Jadi, apa yang salah dengan Tomas? Apa yang tidak betul dengan keraguan dalam beriman? Justru hari ini saya dan Anda diajarkan oleh Tomas tentang salah satu tahap hakiki dalam beriman, yaitu keraguan! Ini bukan gejala baru. Dalam Perjanjian Lama, panggilan dan kisah Abraham, Sara, Musa, Ayub, Yeremia, umat Israel, dan lain-lain selalu disertai keraguan. Mengapa? Karena tugas dan pengutusan dari Allah sering kali tidak masuk akal dalam hitungan manusia. Inilah pesan Tomas bagi kita: Keraguan itu perlu demi lompatan iman. Keraguan itu perlu untuk beralih dari melihat dan mengandalkan modal diri sendiri kepada kasih dan penyelenggaraan Tuhan yang bangkit.

Yesus pun datang dan menawarkan apa yang Tomas minta, yakni meraba bekas-bekas luka penderitaan-Nya. Tidak dikatakan apakah Tomas akhirnya menyentuh bekas-bekas luka itu atau tidak. Dengan melihatnya saja, Tomas akhirnya percaya seperti para murid yang lain sebelumnya. Dari mulut Tomas bahkan kemudian keluar pengakuan iman teragung tentang Yesus sebagai “Tuhanku dan Allahku”. Dengan melihat Yesus, manusia dapat melihat Allah sendiri. Pribadi, karya, dan ajaran-Nya menghadirkan Allah secara penuh bagi manusia yang percaya.

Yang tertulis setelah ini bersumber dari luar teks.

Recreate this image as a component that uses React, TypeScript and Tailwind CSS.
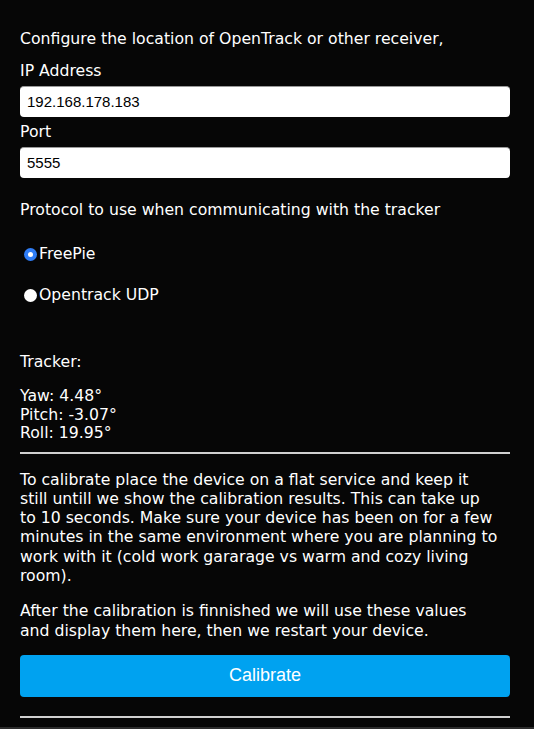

Sayangnya, kita sering melihat Tomas sebagai tokoh masa silam, padahal Didimus, nama lain Tomas, berarti “si kembar”. Kembaran Tomas siapa lagi kalau bukan saya dan Anda?  Pergulatan iman Tomas mencerminkan pergulatan iman kita sekarang. Betapa sering kita menuntut bukti dalam beriman. Betapa sering kita mengejar penampakan dan mukjizat. Tanpa itu, kita merasa belum aman. Perkataan Yesus pada Tomas hari ini justru tertuju buat kita semua: Berbahagialah mereka yang percaya tanpa melihat. Bagi saya dan Anda, cukuplah percaya pada kesaksian para rasul, generasi para “saksi mata” yang mewartakan, “Kami telah melihat Tuhan!”